The show fills me with nostalgia for summers that I never experienced. Like Belly, I spent my summers in Massachusetts. I was an anxious kid at a Reform Jewish summer camp in the Berkshires, harboring crushes on boys that were surely more interested in the girls who knew how to do eyeliner and scrunch their hair better than I did. During the school year I went to an all girls Quaker day school, so my dating pool did not expand during the months of September - June. Instead, I’d spend my whole school year simply dreaming that the next summer I would finally talk to my crush and we’d kiss under the tree (there was a specific tree for kissing at this camp, not that I need to explain things like this because, like, obviously there was a kissing tree.) Reader, I hate to burst your bubble, but, it never happened. My very last summer at camp, it almost happened, but I chickened out. After the summer was over, it was revealed to me over AIM Instant Messenger that my crush would have been into it, if only I had made it clear. Are you fucking kidding me?!!! I had wasted my summer by being such an anxious weirdo when I could have been tree-smooching every night in my rolled up Soffe shorts!
I felt like Pam at the end of The Office, admitting that she wanted to scream at herself while watching the documentary back. And I wish I could say that was my lesson and I lived every summer to the fullest and made confident decisions from that day on, but I definitely didn’t.
When I turned to Tiktok, I found plenty of other women over the age of 25 who also resonate with the show. I wonder if they have some of the same feelings I do. I wonder if they feel nostalgia for summers of their youth, or if they wish they could yell at their teen self, like I do.

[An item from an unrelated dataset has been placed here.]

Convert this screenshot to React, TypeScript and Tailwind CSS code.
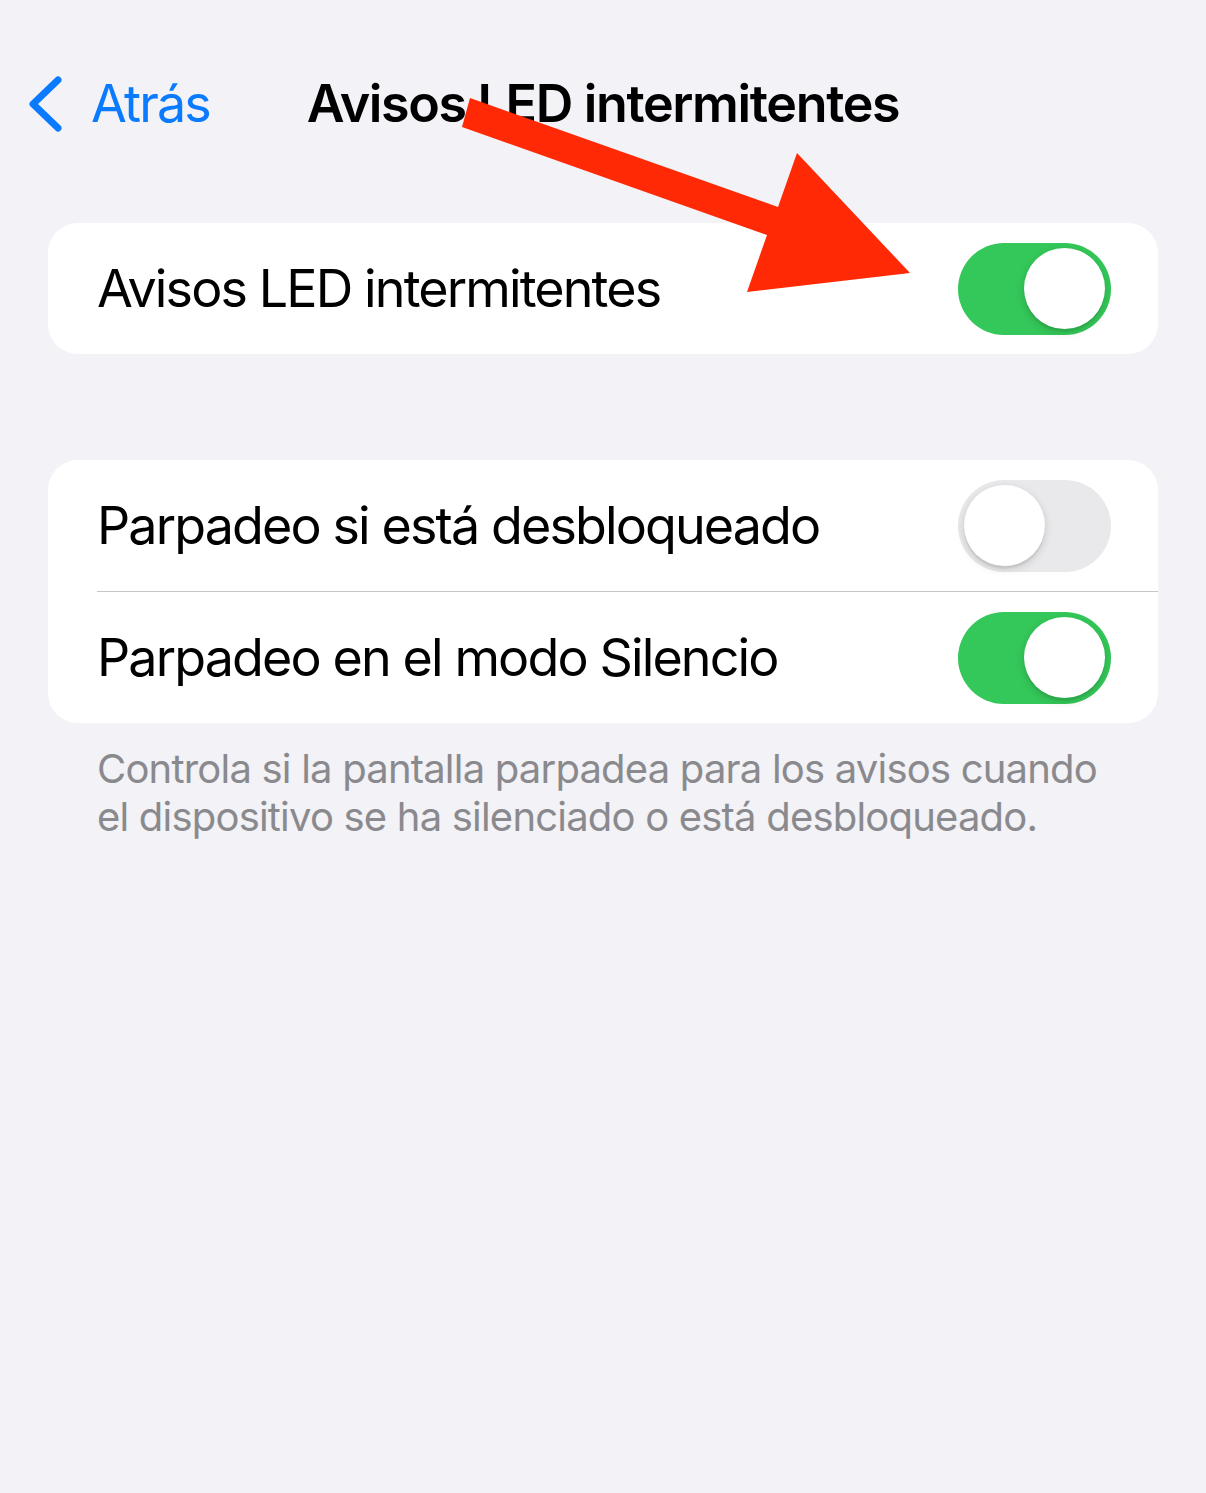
import React from "react";

type Row = { label: string; on: boolean };

function Toggle({ on }: { on: boolean }) {
  return (
    <div
      className={
        on
          ? "flex h-[92px] w-[153px] shrink-0 items-center justify-end rounded-full bg-[#34c759] px-[6px]"
          : "flex h-[92px] w-[153px] shrink-0 items-center justify-start rounded-full bg-[#e9e9eb] px-[6px]"
      }
    >
      <div className="h-[81px] w-[81px] rounded-full bg-white shadow-[0_3px_8px_rgba(0,0,0,0.15),0_3px_1px_rgba(0,0,0,0.06)]" />
    </div>
  );
}

function Card({ rows }: { rows: Row[] }) {
  return (
    <div className="mx-[48px] overflow-hidden rounded-[30px] bg-white">
      {rows.map((row, i) => (
        <div key={row.label} className="pl-[49px]">
          {i > 0 && <div className="h-px bg-[#c6c6c8]" />}
          <div className="flex h-[131px] items-center justify-between pr-[47px]">
            <span className="text-[52px] tracking-[-0.036em] text-black">{row.label}</span>
            <Toggle on={row.on} />
          </div>
        </div>
      ))}
    </div>
  );
}

export default function App() {
  return (
    <div
      className="relative min-h-[1493px] w-full bg-[#f2f2f7]"
      style={{ fontFamily: "Inter, 'Noto Sans', sans-serif" }}
    >
      {/* navigation bar */}
      <div className="grid h-[100px] grid-cols-[1fr_auto_1fr] items-center pt-[54px] box-content">
        <div className="flex items-center gap-[28px] pl-[27px] text-[#0a7aff]">
          <svg width="36" height="56" viewBox="0 0 36 56" fill="none">
            <path d="M31 4 L6 28 L31 52" stroke="currentColor" strokeWidth="7" strokeLinecap="round" strokeLinejoin="round" />
          </svg>
          <span className="text-[52px] tracking-[-0.035em]">Atrás</span>
        </div>
        <h1 className="text-[52px] font-semibold tracking-[-0.026em] text-black">Avisos LED intermitentes</h1>
        <div />
      </div>

      <div className="mt-[69px]">
        <Card rows={[{ label: "Avisos LED intermitentes", on: true }]} />
      </div>

      <div className="mt-[106px]">
        <Card
          rows={[
            { label: "Parpadeo si está desbloqueado", on: false },
            { label: "Parpadeo en el modo Silencio", on: true },
          ]}
        />
      </div>

      <p className="pl-[97px] pr-[108px] pt-[22px] text-[40px] leading-[48px] tracking-[-0.02em] text-[#8a8a8e]">
        Controla si la pantalla parpadea para los avisos cuando el dispositivo se ha silenciado o está desbloqueado.
      </p>

      {/* red callout arrow */}
      <svg className="pointer-events-none absolute left-0 top-0" width="1206" height="320" viewBox="0 0 1206 320">
        <polygon
          points="470,98 778,207 797,153 910,273 747,292 767,235 462,127"
          fill="#ff2a05"
        />
      </svg>
    </div>
  );
}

Like, I could’ve been Belly if I didn’t hate myself in a bathing suit so much at that age that I would barely let a boy see me in one, or was too anxious to go to a party, or wouldn’t tell my crush I wanted to tree kiss, or whatever! I regret hating myself so much at 15 I could never have a Belly summer. I wish I could go back in time and tell myself “You will never feel this strongly again. Use it to make memories, instead of using it to torture yourself!” I will never understand how people say they live with no regrets. I regret what I chose for breakfast this morning!
Am I overthinking this? Yes! But, I overthink everything, so this isn’t out of the ordinary.
Also it’s just a cute show and I love Taylor Swift, so there’s that.